Me explico: en caso de asistencia de
autoridades del estado a un acto en el territorio de una comunidad autónoma
tiene primacía la norma de rango superior, es decir, la estatal. Esto causa no
pocas tensiones e incluso conflictos públicos que pueden ser aprovechados
políticamente según las conveniencias de cada uno. Valga como botón de muestra
el supuesto “plantón” de Artur Mas a la vicepresidenta del gobierno en un acto
de Foment del Treball en 2013.
Lo que ya no lo es tanto es que, si una
autoridad tiene que estar acompañada de un intérprete porque es imprescindible
para alcanzar el objetivo comunicativo del acto, el pobre colega tenga que
abrirse paso a codazos entre una nube de acólitos para meterse en el ascensor
con su cliente. O que tenga que jugarse el físico para poder coger el coche que
sigue al de la autoridad. Y todo ello simplemente porque a alguien se le olvidó
que habría un intérprete.
El intérprete es un profesional imprescindible
en ese acto y como tal debería ser tenido en cuenta por los miembros de los
departamentos de protocolo. No pedimos alfombras rojas, sino simplemente poder
hacer nuestro trabajo sin más obstáculos de los necesarios. Normal.
Afortunadamente, también hay anécdotas
simpáticas, como la que me contaba hace poco un querido colega del Parlamento
Europeo, que trabajó para la Canciller Federal Angela Merkel en una cena. En el
momento de sentarse a la mesa la Canciller le dijo jovialmente: “Venga, joven,
venga aquí a mi lado, que yo a usted le necesito”.
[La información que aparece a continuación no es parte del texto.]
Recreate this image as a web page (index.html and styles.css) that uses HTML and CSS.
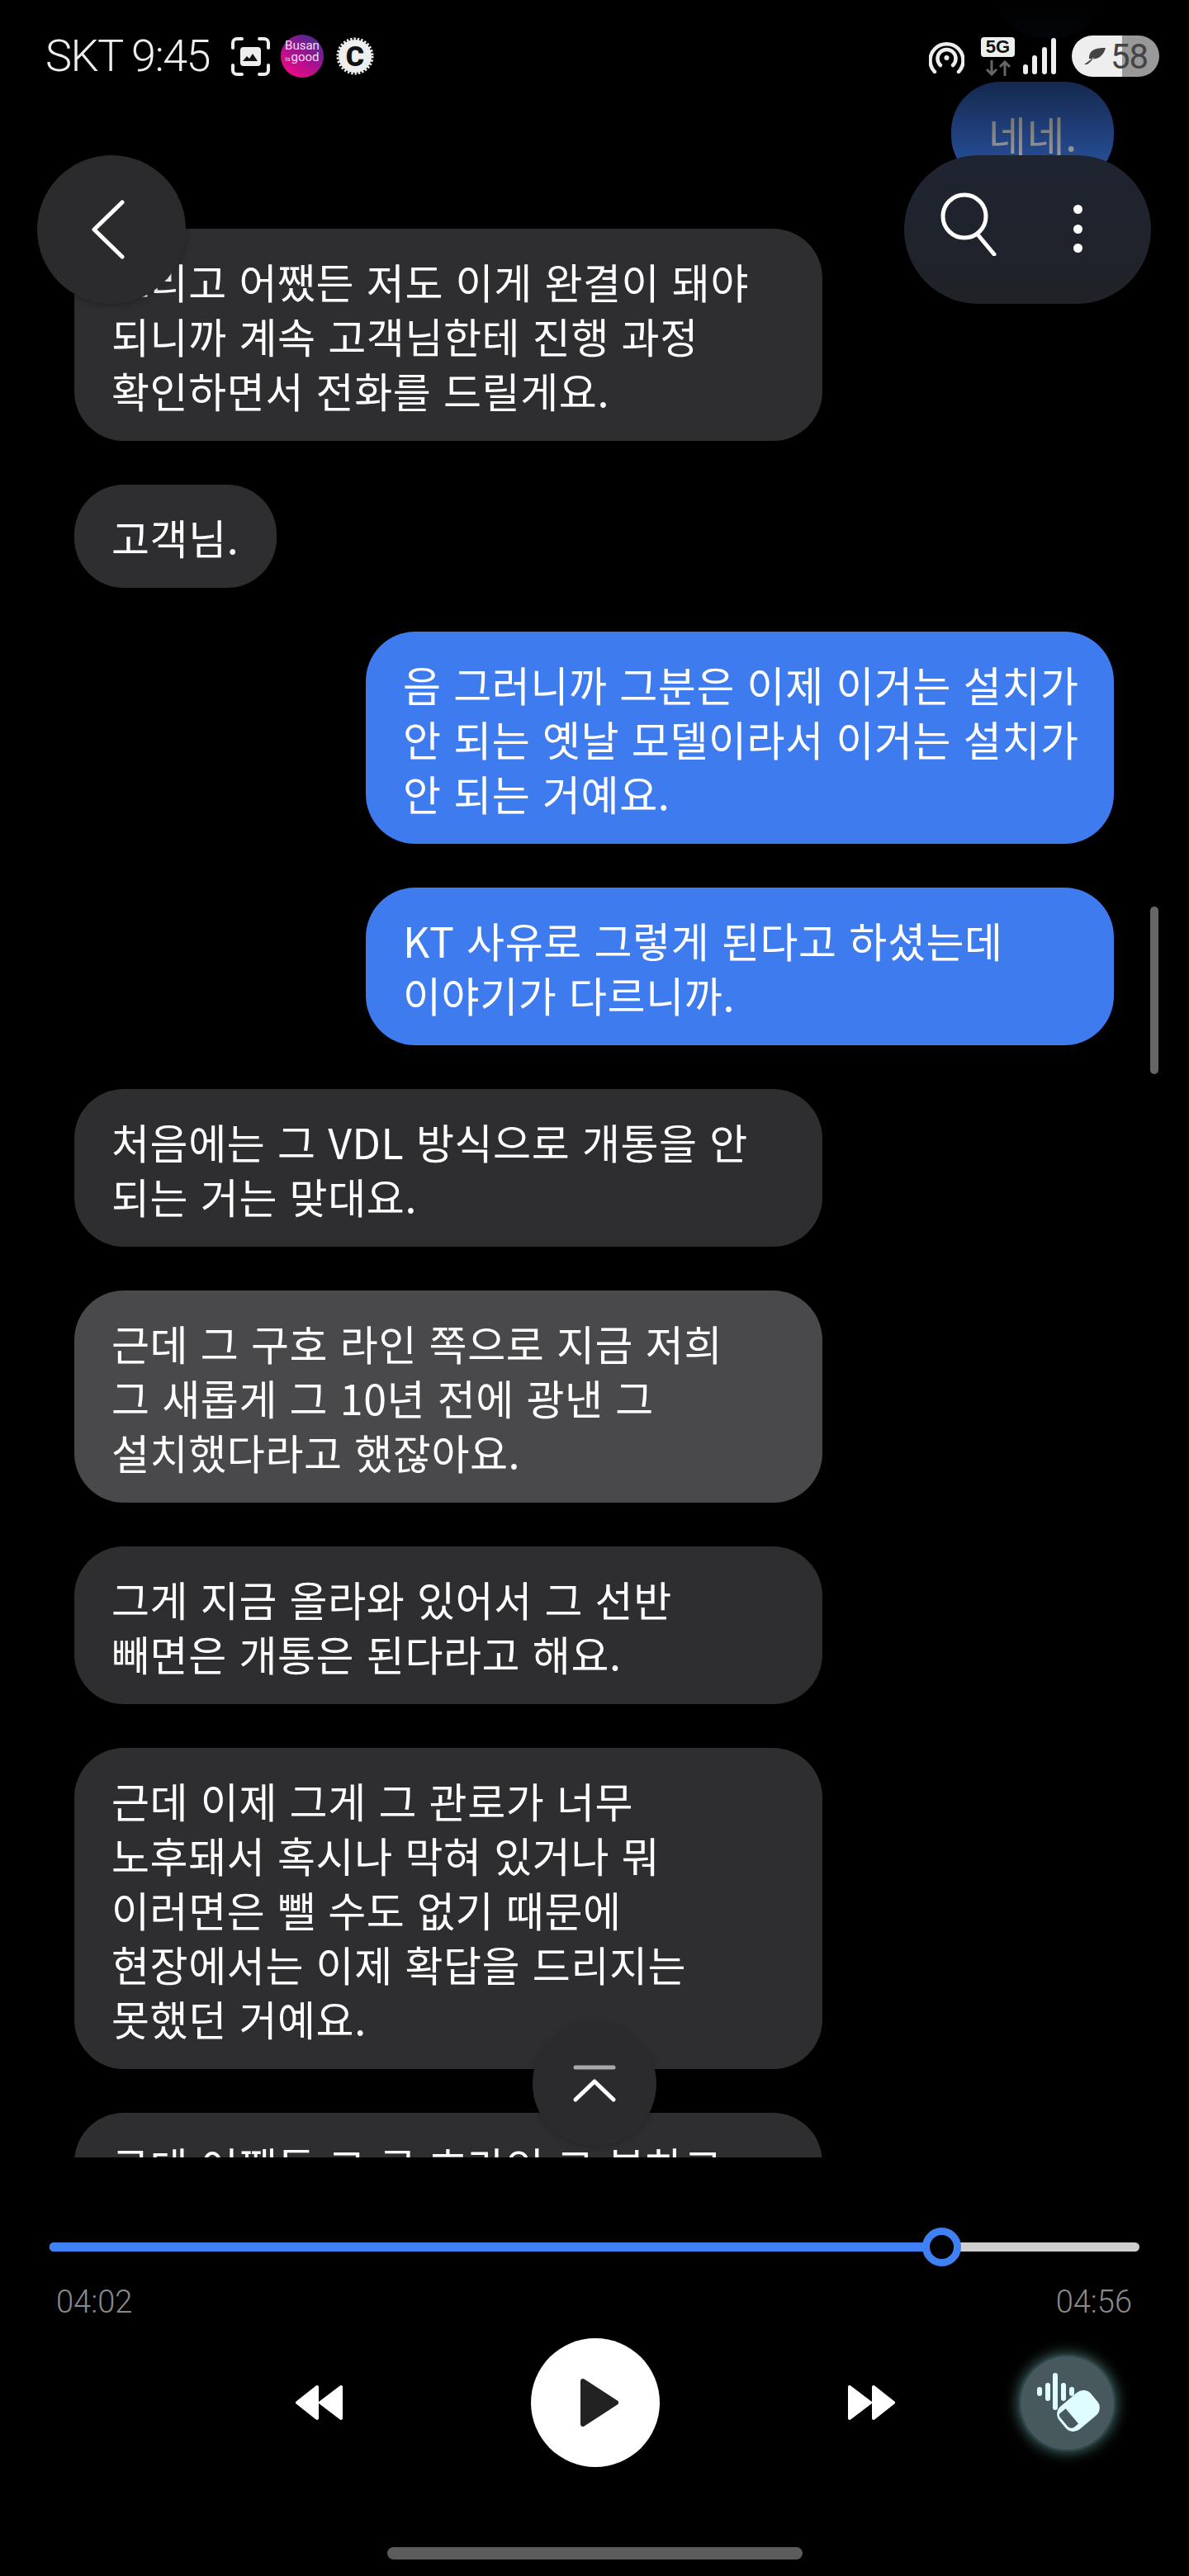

A ojos de un profesional del protocolo, el
mejor intérprete es aquél al que sólo se le ve (poquito) cuando está
interpretando. El intérprete ideal es aquél que hace esto y además huye de las
cámaras como de la peste. El peor intérprete es aquél que sale en la foto entre
el anfitrión y el invitado, “¡patataaaa!”. Normal.
En resumidas cuentas, que como casi siempre en
esta vida, con respeto, sentido común y buena disposición por parte de todos,
las cosas salen bien. Normal.
Para quien quiera
profundizar en el tema:
José Antonio de
Urbina, 2001. El gran libro del protocolo. Temas de Hoy.
Francisco López-Nieto
y Mallo, 2012. Honores y protocolo. Wolters Kluwer.